= Bones Bay =

Bay in British Columbia, Canada

Bones Bay is located inside the territorial properties of the Namgiis indigenous peoples on a bay the north side of West Cracroft Island in the Johnstone Strait region of the Central Coast of British Columbia, Canada, on Clio Channel.

It is historically important for serving as a quarantine refuge in response to the illegal expulsion of smallpox infected persons, all of whom were indigenous citizens from Fort Victoria during the introduced smallpox plague of 1862. The Naamgiis people prepared this quarantine site for 25 Haida canoes that had been forcibly removed under threat of weapons and after their homes in Ogden Point, Rock Bay, and Cadboro Bay had been burnt down by British police. Most but not all the Haida refugees died in the Bones Bay quarantine site but all were supplied with water, food, and shelter by the Naamgiis.

James Douglas, the governor of the colony of British Columbia, contributed $100 to a Christian effort to build a pest house for the dying. Jewish merchants asked James Douglas to stop the expulsion.

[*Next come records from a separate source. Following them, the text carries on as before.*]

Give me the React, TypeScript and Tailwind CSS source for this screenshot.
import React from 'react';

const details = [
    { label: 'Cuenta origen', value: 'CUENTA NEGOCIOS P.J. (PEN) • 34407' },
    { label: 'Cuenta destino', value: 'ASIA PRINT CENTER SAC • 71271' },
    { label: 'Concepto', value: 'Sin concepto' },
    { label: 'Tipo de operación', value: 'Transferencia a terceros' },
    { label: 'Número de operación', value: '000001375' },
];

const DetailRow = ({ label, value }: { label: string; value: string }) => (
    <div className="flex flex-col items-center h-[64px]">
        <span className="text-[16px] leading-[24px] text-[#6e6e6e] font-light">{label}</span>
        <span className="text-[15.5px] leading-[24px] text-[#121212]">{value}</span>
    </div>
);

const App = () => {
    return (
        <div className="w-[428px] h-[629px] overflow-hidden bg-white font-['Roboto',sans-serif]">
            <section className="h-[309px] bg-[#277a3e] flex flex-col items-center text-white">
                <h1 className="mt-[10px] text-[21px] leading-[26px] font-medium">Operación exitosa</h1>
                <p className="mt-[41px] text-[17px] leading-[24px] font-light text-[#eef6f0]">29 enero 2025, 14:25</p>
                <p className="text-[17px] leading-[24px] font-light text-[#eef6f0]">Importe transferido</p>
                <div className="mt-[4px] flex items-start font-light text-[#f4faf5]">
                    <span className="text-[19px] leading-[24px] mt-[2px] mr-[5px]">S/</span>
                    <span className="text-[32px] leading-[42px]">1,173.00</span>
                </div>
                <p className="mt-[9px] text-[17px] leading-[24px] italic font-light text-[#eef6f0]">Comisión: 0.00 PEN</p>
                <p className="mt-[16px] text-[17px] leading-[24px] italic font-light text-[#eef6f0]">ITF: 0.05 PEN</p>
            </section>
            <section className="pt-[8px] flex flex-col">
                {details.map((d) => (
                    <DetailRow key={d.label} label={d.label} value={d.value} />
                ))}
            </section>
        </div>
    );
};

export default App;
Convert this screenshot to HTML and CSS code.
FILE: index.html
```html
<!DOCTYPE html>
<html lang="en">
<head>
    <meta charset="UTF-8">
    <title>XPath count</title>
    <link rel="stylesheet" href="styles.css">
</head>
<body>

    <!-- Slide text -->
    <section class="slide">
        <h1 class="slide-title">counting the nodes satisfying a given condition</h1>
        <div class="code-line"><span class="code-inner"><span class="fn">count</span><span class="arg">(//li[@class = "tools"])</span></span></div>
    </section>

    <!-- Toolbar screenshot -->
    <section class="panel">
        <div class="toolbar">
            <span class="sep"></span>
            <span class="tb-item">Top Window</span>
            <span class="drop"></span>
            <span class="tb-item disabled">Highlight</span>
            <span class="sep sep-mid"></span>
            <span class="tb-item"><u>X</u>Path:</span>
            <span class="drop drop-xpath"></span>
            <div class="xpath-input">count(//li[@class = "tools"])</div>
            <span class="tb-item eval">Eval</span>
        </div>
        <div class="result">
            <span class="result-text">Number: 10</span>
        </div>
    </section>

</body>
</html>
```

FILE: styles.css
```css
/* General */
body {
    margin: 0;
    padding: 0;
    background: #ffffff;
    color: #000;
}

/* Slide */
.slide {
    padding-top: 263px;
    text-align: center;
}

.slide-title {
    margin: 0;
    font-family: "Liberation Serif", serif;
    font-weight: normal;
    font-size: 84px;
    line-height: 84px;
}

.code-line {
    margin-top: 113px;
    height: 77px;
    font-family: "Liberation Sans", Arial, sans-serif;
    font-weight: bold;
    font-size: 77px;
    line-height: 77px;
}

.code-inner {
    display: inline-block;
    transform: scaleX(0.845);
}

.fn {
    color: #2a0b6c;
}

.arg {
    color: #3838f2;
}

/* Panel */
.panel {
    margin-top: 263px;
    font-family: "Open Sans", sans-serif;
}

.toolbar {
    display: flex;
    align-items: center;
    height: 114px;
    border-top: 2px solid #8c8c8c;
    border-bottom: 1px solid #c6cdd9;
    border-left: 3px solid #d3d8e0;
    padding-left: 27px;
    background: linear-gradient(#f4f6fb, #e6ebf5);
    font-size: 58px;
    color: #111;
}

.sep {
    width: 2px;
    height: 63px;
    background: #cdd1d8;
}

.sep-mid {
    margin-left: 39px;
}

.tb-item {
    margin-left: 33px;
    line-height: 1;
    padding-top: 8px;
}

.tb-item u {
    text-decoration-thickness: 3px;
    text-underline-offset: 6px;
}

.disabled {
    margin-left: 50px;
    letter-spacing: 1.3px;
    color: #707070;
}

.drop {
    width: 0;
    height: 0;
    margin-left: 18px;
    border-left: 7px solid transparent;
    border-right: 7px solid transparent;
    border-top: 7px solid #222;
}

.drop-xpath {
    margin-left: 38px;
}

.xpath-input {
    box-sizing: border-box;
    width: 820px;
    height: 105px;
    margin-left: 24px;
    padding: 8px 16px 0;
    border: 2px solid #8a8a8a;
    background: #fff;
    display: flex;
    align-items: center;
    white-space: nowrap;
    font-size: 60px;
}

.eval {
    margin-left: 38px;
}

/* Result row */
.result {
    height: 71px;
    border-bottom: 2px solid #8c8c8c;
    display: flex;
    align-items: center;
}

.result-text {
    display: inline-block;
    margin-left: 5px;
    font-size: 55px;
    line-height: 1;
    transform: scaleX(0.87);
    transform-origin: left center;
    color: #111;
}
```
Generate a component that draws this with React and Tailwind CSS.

From 1952 through to 1963, it was recorded in Canadian history that a steamer landing on the Union Steamships schedule as a "summer call by request, served by Frank Waterhouse & Co. when freight is offering", and was reached via Minstrel Island. BC Pilot, a guide to the region's waters, in its Vol. 1, 1965 edition, said of it "...a former fishing settlement with a cannery which has become inoperative. From June to September approximately, there is a fish scow moored at the site, where gas can be obtained in limited quantities...". A 1967 report from the forest ranger at Alert Bay said there was a cannery in operation here, but by 1987 there was no permanent settlement. The name and status of locality was rescinded in 1988.

==Name origin==
The name Bones Bay is believed to have derived from a visit by a boat, believed to be HMS Amethyst, carrying Lord Dufferin, then-Governor General of Canada, and his wife which carried the viceregal couple on a voyage up the coast to Metlakatla in 1876. According to one of the crew, a Patrick Riley, the Amethysts crew performed regularly as a troupe of "minstrels", white people made up in blackface, who provided entertainment for shipmates and visitors, and the name likely commemorates a performance in these waters. Minstrel Island and nearby Sambo Point nearby are related names.

Another version of the name comes from the founder of the Bones Bay Cannery, Jack Dorman, who is the namesake of nearby Dorman Island.